Over the years, Campion College has named several of its buildings in honour of donors, supporters, and figures associated with Catholic education. Two new residential buildings were opened in August 2018, with one named after Queensland Jesuit Fr Greg Jordan SJ. In August 2023, the college opened four additional residential halls and a new academic wing that includes classrooms, a lecture theatre, a grand hall, the Parousia Media Room, and the Gina Rinehart Library. Two of the residential halls have been named in honour of Fr Paul Stenhouse MSC and the charitable legacy of Sue Ryder and Leonard Cheshire. In March 2025, the college named the George Cardinal Pell Grand Hall, supported by a donation from an anonymous benefactor. Other rooms on campus have been named in honour of G.K Chesterton, Christopher Dawson, the Right Reverend James Edward Bromley, Reverend Dr Leo W. Kelly, Maria Fernanda de Carvahlo, Fr Julian Tenison-Woods, James and Peggy Power, and the Perez de la Sala family.

== Controversies ==
In 2025 two professors of the college, Dr Stephen McInerney and Dr Stephen Chavura, came under scrutiny following involvement in the March for Australia rally. McInerney has also argued that the White Australia policy did not go far enough and that white Australians may need to live separately from other Australians. Chavura has established a club to celebrate Anglo-celtic culture whose members seek to protect "pro Australia" rallies. In response, the college rejected the premise and conclusions of the media reports, describing them as misleading, while reiterating its commitment to academic freedom and respectful debate. President Paul Morrissey stated that the comments attributed to the two academics had been made in a personal capacity and that there was no evidence of misconduct or unfair treatment of students.
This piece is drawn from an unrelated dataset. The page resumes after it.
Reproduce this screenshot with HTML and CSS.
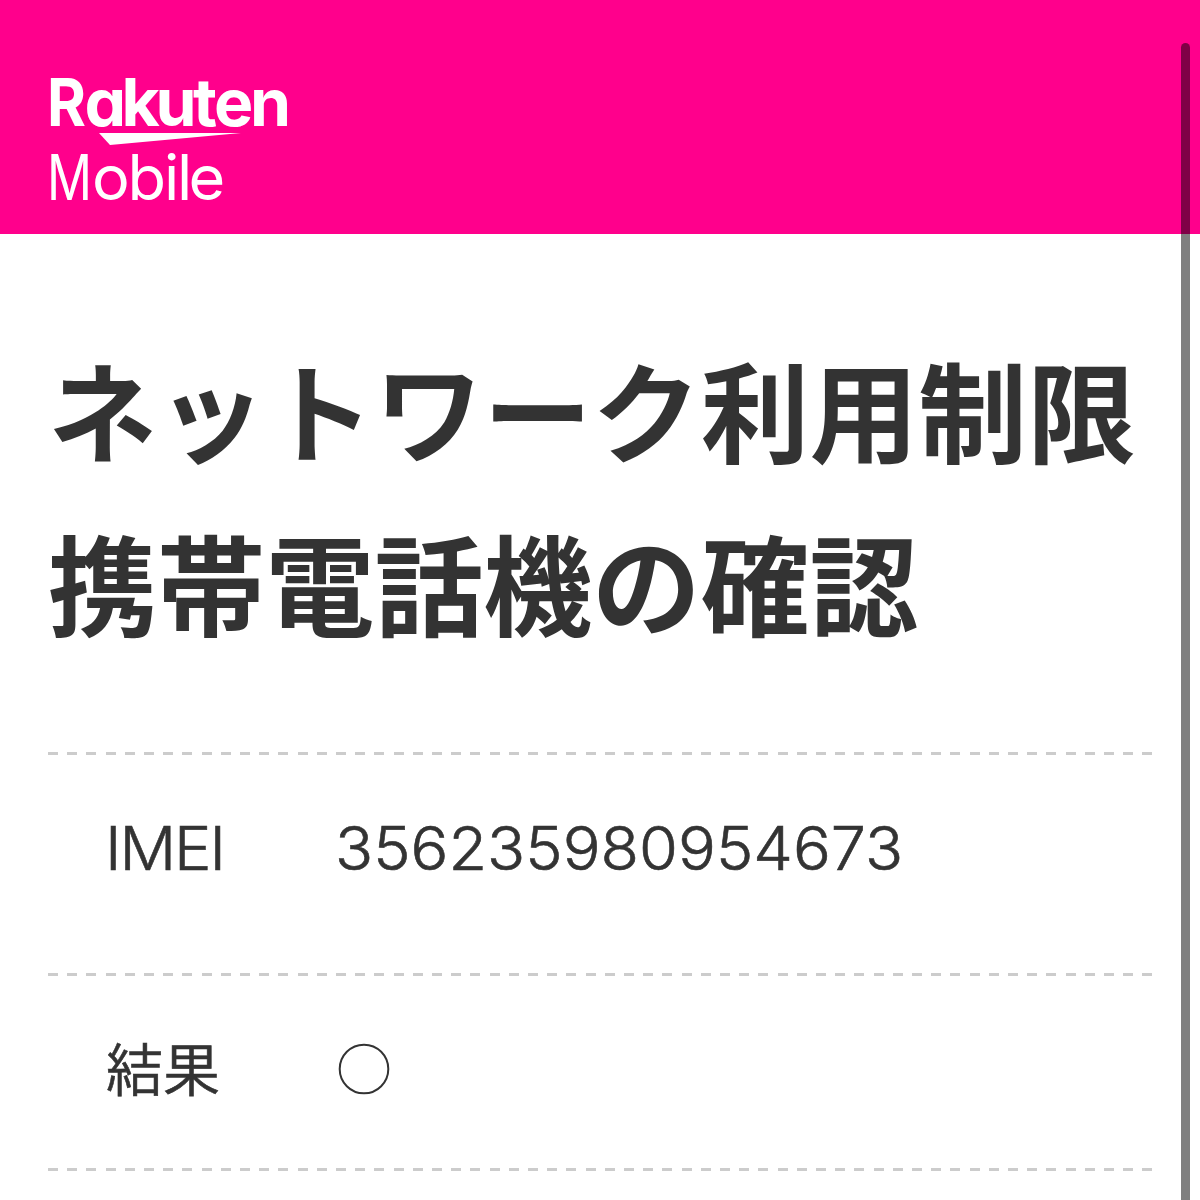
FILE: index.html
```html
<!DOCTYPE html>
<html lang="ja">
<head>
<meta charset="utf-8">
<title>Rakuten Mobile</title>
<link rel="stylesheet" href="styles.css">
</head>
<body>
<header class="header">
  <svg class="logo" viewBox="0 0 240 136" role="img" aria-label="Rakuten Mobile">
    <text class="logo-rakuten" y="58"><tspan x="-3" textLength="39" lengthAdjust="spacingAndGlyphs">R</tspan><tspan x="34.5 71.5 105.5 143 164 200">akuten</tspan></text>
    <path d="M49 65H191L60 77Z"/>
    <text class="logo-mobile" y="132"><tspan x="-3" textLength="45" lengthAdjust="spacingAndGlyphs">M</tspan><tspan x="42 77.5 114 127 138.5">obile</tspan></text>
  </svg>
</header>
<main class="content">
  <h1 class="title">ネットワーク利用制限<br>携帯電話機の確認</h1>
  <dl class="result">
    <div class="row row-imei"><dt class="latin">IMEI</dt><dd class="digits">356235980954673</dd></div>
    <div class="row row-status"><dt class="label">結果</dt><dd class="status">
      <svg class="mark" viewBox="0 0 52 52" role="img" aria-label="○"><circle cx="26" cy="26" r="24.3"/></svg>
    </dd></div>
  </dl>
</main>
<div class="scrollbar"></div>
</body>
</html>
```
FILE: styles.css
```css
* { box-sizing: border-box; }
body {
  margin: 0;
  height: 1200px;
  overflow: hidden;
  background: #fff;
  color: #333;
  font-family: "Noto Sans CJK JP", sans-serif;
}
.header { height: 234px; padding: 68px 50px 0; background: #ff008c; }
.logo { display: block; width: 240px; height: 136px; overflow: visible; fill: #fff; }
.logo-rakuten { font: 700 66px Inter, sans-serif; font-feature-settings: "cv11"; }
.logo-mobile { font: 400 63px Inter, sans-serif; }
.content { padding: 88px 48px 0; }
.title { margin: 0; font-size: 108.8px; line-height: 172.5px; font-weight: 700; white-space: nowrap; }
.result { margin: 85px 0 0; }
.row {
  display: flex;
  align-items: center;
  padding-left: 58px;
  background: repeating-linear-gradient(90deg, #ccc 0 10px, transparent 10px 19.2px) 0 0 / 100% 3px no-repeat;
}
.row-imei { height: 221px; padding-bottom: 28px; }
.row-status {
  height: 198px;
  padding-bottom: 7px;
  background:
    repeating-linear-gradient(90deg, #ccc 0 10px, transparent 10px 19.2px) 0 0 / 100% 3px no-repeat,
    repeating-linear-gradient(90deg, #ccc 0 10px, transparent 10px 19.2px) 0 100% / 100% 3px no-repeat;
}
dt { width: 230px; margin-top: -6px; font-size: 57px; line-height: 80px; font-weight: 350; }
dd { margin: 0; font-size: 60px; line-height: 80px; }
.label { -webkit-text-stroke: .6px #333; }
.latin, .digits {
  margin-top: -1px;
  font-family: Inter, sans-serif;
  font-size: 60px;
  font-weight: 300;
  -webkit-text-stroke: .6px #333;
  transform-origin: 0 50%;
}
.latin { letter-spacing: -2px; transform: translateX(-1px) scaleX(1.05); }
.digits { transform: translateX(-1px) scaleX(1.05); }
.status { display: flex; padding-left: 2px; }
.mark { width: 52px; height: 52px; fill: none; stroke: #333; stroke-width: 2; }
.scrollbar {
  position: absolute;
  top: 43px;
  right: 10px;
  width: 9px;
  height: 1157px;
  border-radius: 5px 5px 0 0;
  background: rgba(0, 0, 0, .5);
}
```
The college affirmed its values of free inquiry and the dignity of every person, emphasising that genuine freedom of speech must include the expression of unpopular or controversial views.

In November 2025, The Guardian reported that the Tertiary Education Quality and Standards Agency had launched a compliance process with Campion College into the remarks made by Chavura and McInerney.